Maybe I'm just not seeing it but what is wrong with the way the push pole is mounted? Looks like how it is on most skiffs to me.


----------



## iMacattack (Dec 11, 2006)

> Maybe I'm just not seeing it but what is wrong with the way the push pole is mounted? Looks like how it is on most skiffs to me.


x2 :-?


----------



## EER (Jul 16, 2011)

Nice looking skiff.


----------



## paint it black (Nov 3, 2007)

look in the video... not in the pics. the push pole is right in the middle of the deck. lol. maybe it was just the angle, or the fact they have the foot on the deck.
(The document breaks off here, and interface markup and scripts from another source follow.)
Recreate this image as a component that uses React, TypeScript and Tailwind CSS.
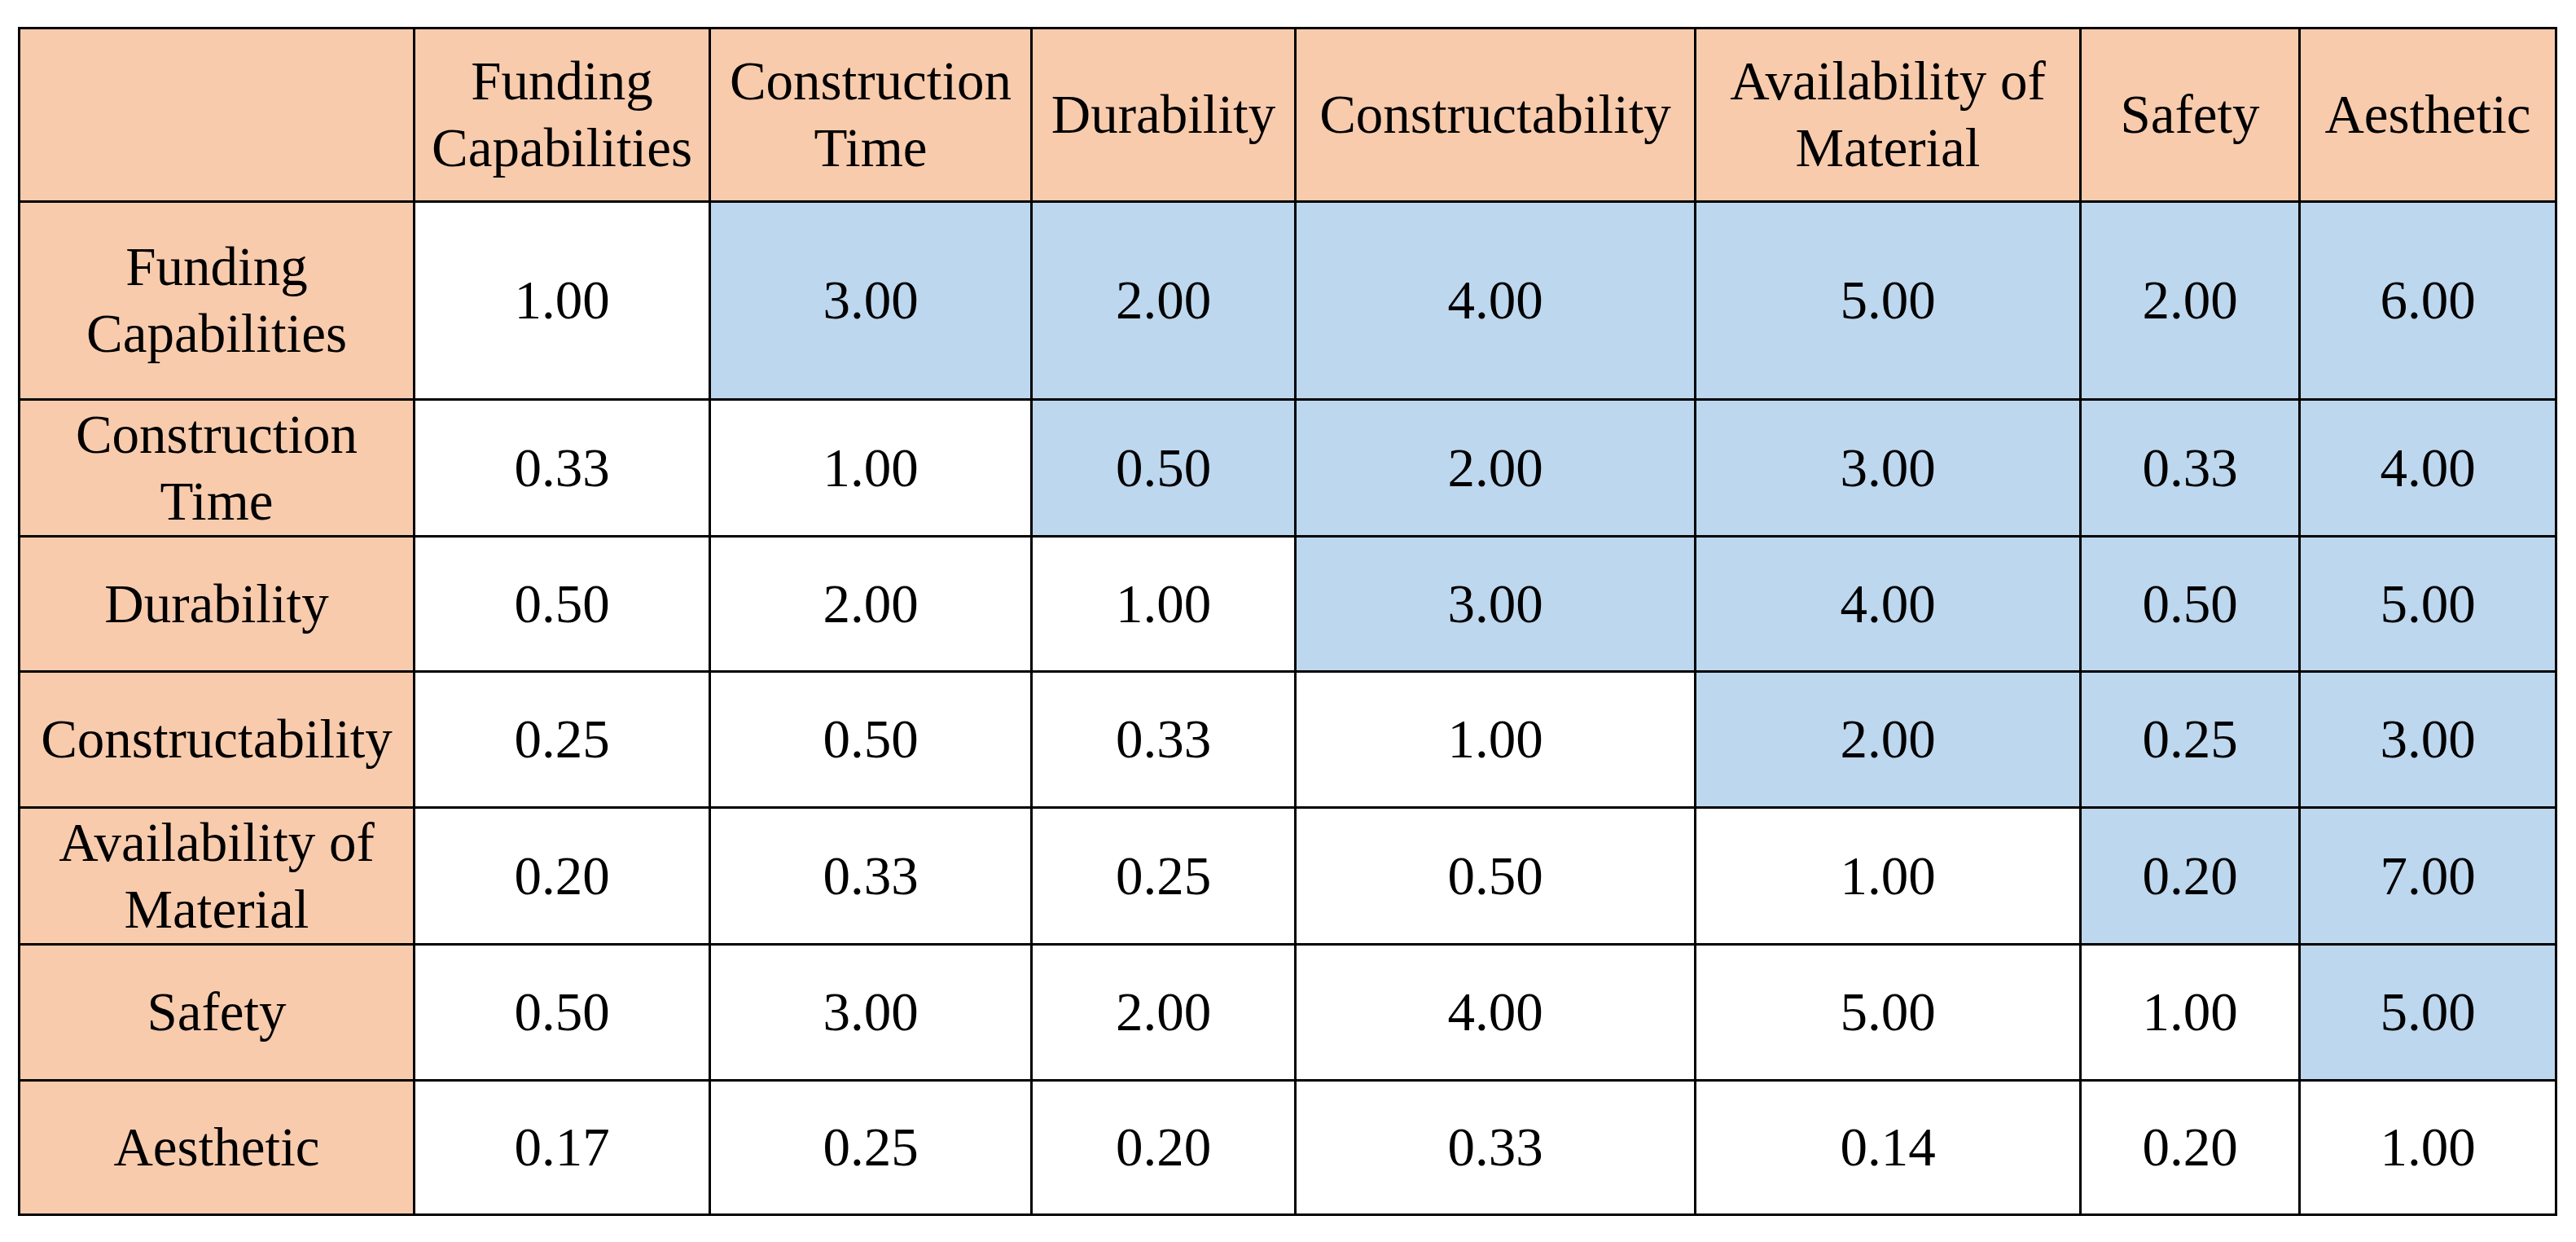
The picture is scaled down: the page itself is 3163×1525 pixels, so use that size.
const headers = [
  "Funding Capabilities",
  "Construction Time",
  "Durability",
  "Constructability",
  "Availability of Material",
  "Safety",
  "Aesthetic",
];

const values = [
  ["1.00", "3.00", "2.00", "4.00", "5.00", "2.00", "6.00"],
  ["0.33", "1.00", "0.50", "2.00", "3.00", "0.33", "4.00"],
  ["0.50", "2.00", "1.00", "3.00", "4.00", "0.50", "5.00"],
  ["0.25", "0.50", "0.33", "1.00", "2.00", "0.25", "3.00"],
  ["0.20", "0.33", "0.25", "0.50", "1.00", "0.20", "7.00"],
  ["0.50", "3.00", "2.00", "4.00", "5.00", "1.00", "5.00"],
  ["0.17", "0.25", "0.20", "0.33", "0.14", "0.20", "1.00"],
];

export default function App() {
  return (
    <div className="min-h-screen bg-white pl-[22px] pt-[33px] font-['Liberation_Serif','Times_New_Roman',serif] text-black">
      <div className="inline-grid grid-cols-[482px_360px_392px_321px_488px_470px_266px_312px] grid-rows-[210px_240px_165px_163px_164px_165px_164px_162px] gap-[3px] bg-black p-[3px] text-[67px] leading-[1.22]">
        {/* Header row */}
        <div className="bg-[#f8cbad]" />
        {headers.map((h) => (
          <div
            key={h}
            className="flex items-center justify-center bg-[#f8cbad] px-1 text-center"
          >
            {h}
          </div>
        ))}

        {/* Body rows */}
        {values.map((row, i) => (
          <>
            <div
              key={"label-" + i}
              className="flex items-center justify-center bg-[#f8cbad] px-1 text-center"
            >
              {headers[i]}
            </div>
            {row.map((v, j) => (
              <div
                key={i + "-" + j}
                className={
                  "flex items-center justify-center text-center " +
                  (j > i ? "bg-[#bdd7ee]" : "bg-white")
                }
              >
                {v}
              </div>
            ))}
          </>
        ))}
      </div>
    </div>
  );
}
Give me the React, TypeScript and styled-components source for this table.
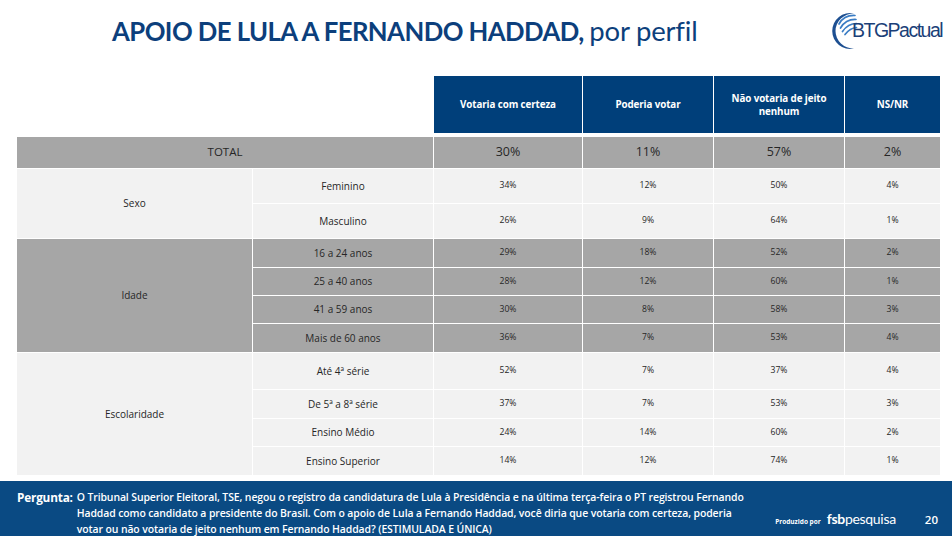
import React from "react";
import styled, { createGlobalStyle, css } from "styled-components";

const Global = createGlobalStyle`
  html, body { margin: 0; padding: 0; background: #ffffff; }
  body { font-family: "Open Sans", "Liberation Sans", sans-serif; }
  * { box-sizing: border-box; }
`;

const Page = styled.div`
  width: 952px;
  height: 536px;
  display: flex;
  flex-direction: column;
  background: #ffffff;
  overflow: hidden;
`;

const TopBar = styled.header`
  height: 76px;
  display: flex;
  justify-content: space-between;
  align-items: flex-start;
  padding-left: 112px;
`;

const Title = styled.h1`
  margin: 14px 0 0;
  font-family: Lato, "Open Sans", sans-serif;
  font-size: 25.7px;
  font-weight: 700;
  color: #0c3f7c;
  letter-spacing: -0.55px;
  white-space: nowrap;
`;

const TitleLight = styled.span`
  font-weight: 400;
  font-size: 27.5px;
  letter-spacing: -0.2px;
`;

const LogoBox = styled.div`
  margin: 5px 8px 0 0;
  width: 124px;
  height: 45px;
  display: flex;
  align-items: center;
`;

const LogoMark = styled.svg`
  width: 40px;
  height: 45px;
  flex: none;
`;

const LogoWord = styled.span`
  margin-left: -8px;
  font-family: "Liberation Sans", Arial, sans-serif;
  font-size: 19.5px;
  letter-spacing: -1.5px;
  color: #1b3f78;
  white-space: nowrap;
  padding-top: 5px;
`;

const Grid = styled.div`
  margin-left: 17px;
  width: 923px;
  display: grid;
  grid-template-columns: 235px 180px 148px 130px 130px 95px;
  grid-template-rows: 57px 2px 31px 34px 34px 28px 27px 27px 28px 36px 28px 27px 28px;
  column-gap: 1px;
  row-gap: 1px;
  background: #ffffff;
`;

type Tone = "blue" | "gray" | "light" | "none";

const tones: Record<Tone, string> = {
  blue: "#003f7a",
  gray: "#a6a6a6",
  light: "#f2f2f2",
  none: "transparent",
};

const Cell = styled.div<{ $tone: Tone; $span?: number; $rows?: number; $size?: number; $bold?: boolean }>`
  display: flex;
  align-items: center;
  justify-content: center;
  text-align: center;
  background: ${(p) => tones[p.$tone]};
  color: ${(p) => (p.$tone === "blue" ? "#ffffff" : "#262626")};
  font-size: ${(p) => p.$size ?? 10}px;
  font-weight: ${(p) => (p.$bold ? 700 : 400)};
  line-height: 1.3;
  ${(p) => p.$span && css`grid-column: span ${p.$span};`}
  ${(p) => p.$rows && css`grid-row: span ${p.$rows};`}
`;

const HeadCell = styled(Cell)`
  padding: 2px 14px 0;
  font-size: 9.8px;
  letter-spacing: -0.1px;
`;

const Spacer = styled.div`
  grid-column: 1 / -1;
`;

const Filler = styled.div`
  flex: 1;
`;

const Footer = styled.footer`
  height: 55px;
  background: #0a4a83;
  color: #ffffff;
  display: flex;
  align-items: flex-start;
  padding: 8px 0 0 17px;
`;

const QLabel = styled.span`
  font-size: 11.8px;
  font-weight: 700;
  line-height: 16px;
  margin-right: 4px;
  letter-spacing: -0.2px;
`;

const QText = styled.p`
  margin: 0;
  font-size: 10.45px;
  font-weight: 600;
  line-height: 16px;
  letter-spacing: -0.1px;
`;

const Credits = styled.div`
  margin-left: auto;
  align-self: flex-end;
  display: flex;
  align-items: baseline;
  padding: 0 14px 9px 0;
`;

const Produced = styled.span`
  font-size: 6.5px;
  font-weight: 700;
  margin-right: 6px;
`;

const Brand = styled.span`
  font-family: Lato, "Open Sans", sans-serif;
  font-size: 14px;
  letter-spacing: -0.3px;
  font-weight: 400;
`;

const BrandBold = styled.span`
  font-weight: 700;
`;

const PageNum = styled.span`
  margin-left: 29px;
  font-size: 11.5px;
  font-weight: 600;
`;

type Row = { label: string; v: number[] };
type Group = { name: string; tone: Tone; rows: Row[] };

const groups: Group[] = [
  {
    name: "Sexo",
    tone: "light",
    rows: [
      { label: "Feminino", v: [34, 12, 50, 4] },
      { label: "Masculino", v: [26, 9, 64, 1] },
    ],
  },
  {
    name: "Idade",
    tone: "gray",
    rows: [
      { label: "16 a 24 anos", v: [29, 18, 52, 2] },
      { label: "25 a 40 anos", v: [28, 12, 60, 1] },
      { label: "41 a 59 anos", v: [30, 8, 58, 3] },
      { label: "Mais de 60 anos", v: [36, 7, 53, 4] },
    ],
  },
  {
    name: "Escolaridade",
    tone: "light",
    rows: [
      { label: "Até 4ª série", v: [52, 7, 37, 4] },
      { label: "De 5ª a 8ª série", v: [37, 7, 53, 3] },
      { label: "Ensino Médio", v: [24, 14, 60, 2] },
      { label: "Ensino Superior", v: [14, 12, 74, 1] },
    ],
  },
];

const headers = ["Votaria com certeza", "Poderia votar", "Não votaria de jeito nenhum", "NS/NR"];
const totals = [30, 11, 57, 2];

function BtgLogo() {
  return (
    <LogoBox>
      <LogoMark viewBox="0 0 40 45">
        <path d="M34 8.4 A18 18 0 1 0 34 43.6 A18.5 17.6 0 0 1 34 8.4 Z" fill="#1d4f91" />
        <g fill="none" stroke="#3a7cc4" strokeWidth="1.7" strokeLinecap="round">
          <path d="M19 19 Q24 10 35 10.5" />
          <path d="M20.5 23 Q26 14 36 14.5" />
          <path d="M22.5 26.5 Q28 18.5 36.5 18.5" />
          <path d="M25 29.5 Q30 23 36.5 22.5" />
        </g>
      </LogoMark>
      <LogoWord>BTGPactual</LogoWord>
    </LogoBox>
  );
}

export default function App() {
  return (
    <Page>
      <Global />
      <TopBar>
        <Title>
          APOIO DE LULA A FERNANDO HADDAD, <TitleLight>por perfil</TitleLight>
        </Title>
        <BtgLogo />
      </TopBar>
      <Grid>
        <Cell $tone="none" />
        <Cell $tone="none" />
        {headers.map((h) => (
          <HeadCell key={h} $tone="blue" $bold>
            {h}
          </HeadCell>
        ))}
        <Spacer />
        <Cell $tone="gray" $span={2} $size={11.5}>
          TOTAL
        </Cell>
        {totals.map((t, i) => (
          <Cell key={i} $tone="gray" $size={12.5}>
            {t}%
          </Cell>
        ))}
        {groups.map((g) => (
          <React.Fragment key={g.name}>
            <Cell $tone={g.tone} $rows={g.rows.length} $size={10}>
              {g.name}
            </Cell>
            {g.rows.map((r) => (
              <React.Fragment key={r.label}>
                <Cell $tone={g.tone} $size={10}>
                  {r.label}
                </Cell>
                {r.v.map((v, i) => (
                  <Cell key={i} $tone={g.tone} $size={8.6}>
                    {v}%
                  </Cell>
                ))}
              </React.Fragment>
            ))}
          </React.Fragment>
        ))}
      </Grid>
      <Filler />
      <Footer>
        <QLabel>Pergunta:</QLabel>
        <QText>
          O Tribunal Superior Eleitoral, TSE, negou o registro da candidatura de Lula à Presidência e na última terça-feira o PT registrou Fernando
          <br />
          Haddad como candidato a presidente do Brasil. Com o apoio de Lula a Fernando Haddad, você diria que votaria com certeza, poderia
          <br />
          votar ou não votaria de jeito nenhum em Fernando Haddad? (ESTIMULADA E ÚNICA)
        </QText>
        <Credits>
          <Produced>Produzido por</Produced>
          <Brand>
            <BrandBold>fsb</BrandBold>pesquisa
          </Brand>
          <PageNum>20</PageNum>
        </Credits>
      </Footer>
    </Page>
  );
}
But anyway, even looking at the push pole holders, it looks like they should be closer to the outside edge of the gunwale. 
Just an observation.


----------



## [email protected] (Aug 15, 2010)

Resembles very closely to the bottom of an east cape caimen IMO. Should have a great ride and be pretty dry for a skiff its size. Would love to see some more pics and prices.


----------



## Creek Runner (Sep 1, 2011)

> But what's up with the push pole placement?


^ yeah looks fine to me as well, in the pics and video.

Sweet skiff!!!


----------



## tguasjr (Mar 9, 2009)

It looks awesome!


----------



## chew (Feb 26, 2010)

unless i am missing something off the links or, i am not able to view the whole link...... was there a sight to see price and options / order requirments??


----------



## oysterbreath (Jan 13, 2009)

Ohhhhh man! THAT'S THE BOAT I'VE BEEN WAITING FOR!!!!!!!

Dangit! It is 3 months too late!


----------



## MATT (Apr 30, 2007)

Nice, and it looks like it is made to fit in the garage !!!!


----------



## [email protected] (Jun 23, 2011)

Price ?
Options ?
......


----------